The majority of switched mode AC-DC and DC-DC power supplies/converters use analogue techniques to regulate/control the output voltage, current, and power factor correction circuits, etc. The closest that most of these devices come to looking a bit digital (On/Off states) in nature is by employing Pulse Width Modulation (PWM) in their switching regulator circuits; but even that is a bit of a stretch.
In recent years, new integrated circuits (ICs) have been developed that can replace “analogue” control ICs and discrete circuits, which are used extensively in all power devices, with those that are, at least in part, “digital” in nature. These internal ICs and circuits perform such control functions as: voltage regulation (VR), power factor correction (PFC), pulse width modulation (PWM) control, internal monitoring/alarms, and external communications.

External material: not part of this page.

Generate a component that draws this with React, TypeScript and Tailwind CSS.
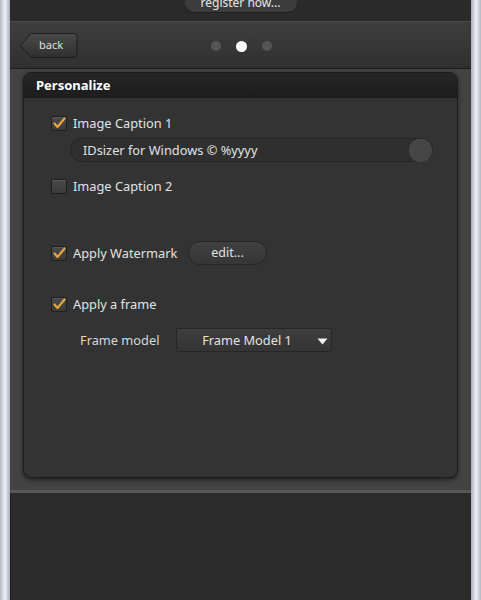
const font = "font-['Noto_Sans',_'DejaVu_Sans',_sans-serif]";

function Check({ checked }: { checked: boolean }) {
  return (
    <span className="flex h-[15px] w-[16px] shrink-0 items-center justify-center rounded-[2px] border border-[#1e1e1e] bg-gradient-to-b from-[#4a4a4a] to-[#3a3a3a] shadow-[inset_0_1px_0_rgba(255,255,255,0.08)]">
      {checked && (
        <svg width="13" height="12" viewBox="0 0 13 12">
          <path d="M1.5 6.5 L4.5 10 L11.5 1.5" fill="none" stroke="#e8a43a" strokeWidth="2.2" strokeLinecap="round" strokeLinejoin="round" />
        </svg>
      )}
    </span>
  );
}

function CheckRow({ checked, label, labelWidth }: { checked: boolean; label: string; labelWidth?: string }) {
  return (
    <div className="flex h-[16px] items-center gap-[6px]">
      <Check checked={checked} />
      <span className={`text-[12.8px] leading-[16px] text-[#e2e2e2] ${labelWidth ?? ""}`}>{label}</span>
    </div>
  );
}

function BackButton() {
  return (
    <div className="relative h-[27px] w-[58px]">
      <svg className="absolute inset-0" width="58" height="27" viewBox="0 0 58 27">
        <defs>
          <linearGradient id="bk" x1="0" y1="0" x2="0" y2="1">
            <stop offset="0" stopColor="#4a4a4a" />
            <stop offset="1" stopColor="#2f2f2f" />
          </linearGradient>
        </defs>
        <path d="M0.5 13.5 L11 1.5 L54 1.5 Q57 1.5 57 4.5 L57 22.5 Q57 25.5 54 25.5 L11 25.5 Z" fill="url(#bk)" stroke="#1c1c1c" />
      </svg>
      <span className="absolute inset-0 flex items-center justify-center pl-[4px] text-[11px] text-[#e0e0e0]">back</span>
    </div>
  );
}

export default function App() {
  return (
    <div className={`flex h-[600px] w-[481px] overflow-hidden ${font}`}>
      <div className="w-[10px] bg-gradient-to-r from-[#b4b9c2] via-[#eef1f6] to-[#a8aeb8]" />
      <div className="flex flex-1 flex-col bg-[#2b2b2b]">
        <div className="flex h-[21px] justify-center overflow-hidden bg-[#2a2a2a]">
          <div className="-mt-[6px] flex h-[18px] w-[112px] items-center justify-center rounded-full bg-[#3c3c3c] text-[12px] leading-[14px] text-[#e6e6e6] shadow-[0_1px_0_#1e1e1e]">
            register now...
          </div>
        </div>
        <div className="flex h-[48px] items-center border-t border-[#4a4a4a] border-b border-b-[#1c1c1c] bg-gradient-to-b from-[#3e3e3e] to-[#303030] pl-[10px]">
          <BackButton />
          <div className="ml-[133px] mt-[2px] flex items-center gap-[15px]">
            <span className="h-[10px] w-[10px] rounded-full bg-[#555]" />
            <span className="h-[11px] w-[11px] rounded-full bg-white" />
            <span className="h-[10px] w-[10px] rounded-full bg-[#555]" />
          </div>
        </div>
        <div className="bg-[#434343] px-[13px] pb-[12px] pt-[3px]">
          <div className="h-[406px] overflow-hidden rounded-[8px] border border-[#1c1c1c] bg-[#333333] shadow-[0_2px_4px_rgba(0,0,0,0.5)]">
            <div className="flex h-[25px] items-center bg-gradient-to-b from-[#262626] to-[#1d1d1d] pl-[12px] pt-[1px] text-[13px] font-bold text-white">
              Personalize
            </div>
            <div className="flex flex-col pl-[27px] pt-[17px]">
              <CheckRow checked label="Image Caption 1" />
              <div className="ml-[19px] mt-[7px] flex h-[24px] w-[363px] items-center justify-between rounded-full border border-[#262626] bg-[#2f2f2f] pl-[12px]">
                <span className="text-[12.8px] leading-[16px] text-[#e2e2e2]">IDsizer for Windows © %yyyy</span>
                <span className="h-[23px] w-[23px] rounded-full bg-[#464646] shadow-[inset_0_1px_0_rgba(255,255,255,0.06)]" />
              </div>
              <div className="mt-[16px]">
                <CheckRow checked={false} label="Image Caption 2" />
              </div>
              <div className="mt-[47px] flex h-[24px] items-center">
                <CheckRow checked label="Apply Watermark" labelWidth="w-[115px]" />
                <div className="flex h-[24px] w-[79px] items-center justify-center rounded-full border border-[#262626] bg-gradient-to-b from-[#404040] to-[#363636] text-[12.5px] leading-[16px] text-[#e2e2e2]">
                  edit...
                </div>
              </div>
              <div className="mt-[31px]">
                <CheckRow checked label="Apply a frame" />
              </div>
              <div className="mt-[16px] flex h-[24px] items-center pl-[29px]">
                <span className="w-[96px] text-[12.8px] leading-[16px] text-[#d8d8d8]">Frame model</span>
                <div className="relative flex h-[24px] w-[156px] items-center justify-center rounded-[3px] border border-[#262626] bg-gradient-to-b from-[#3e3e3e] to-[#343434] pr-[14px] text-[12.8px] leading-[16px] text-[#e2e2e2]">
                  Frame Model 1
                  <svg className="absolute right-[3px] top-[9px]" width="11" height="7" viewBox="0 0 11 7">
                    <path d="M0.5 0.5 L10.5 0.5 L5.5 6.5 Z" fill="#f0f0f0" />
                  </svg>
                </div>
              </div>
            </div>
          </div>
        </div>
        <div className="h-[3px] bg-[#575757]" />
        <div className="flex-1 border-l border-[#1e1e1e] bg-[#2b2b2b]" />
      </div>
      <div className="w-[10px] bg-gradient-to-r from-[#a8aeb8] via-[#eef1f6] to-[#b4b9c2]" />
    </div>
  );
}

The advantage of these digital ICs is that they can be programmed by engineers with digital or analogue electronics training. And, since the Universities are pumping out more digital (e.g., computer science) than analogue engineers these days, these digital ICs are becoming attractive. However, at present the cost of these digital ICs (along with NRE for the equipment needed to program the devices) is still higher than for the mature analogue ICs. Nonetheless, some predict that these IC costs will become equal within the next 12 months or so. A potential disadvantage of these digital ICs is that, by their nature, they require a high speed clock to operate, which can add to the radiated and conducted noise coming from the power supply or converter. However, advanced functions such as fault diagnostics/prevention and improved power efficiencies are among the promises of the new digital control ICs.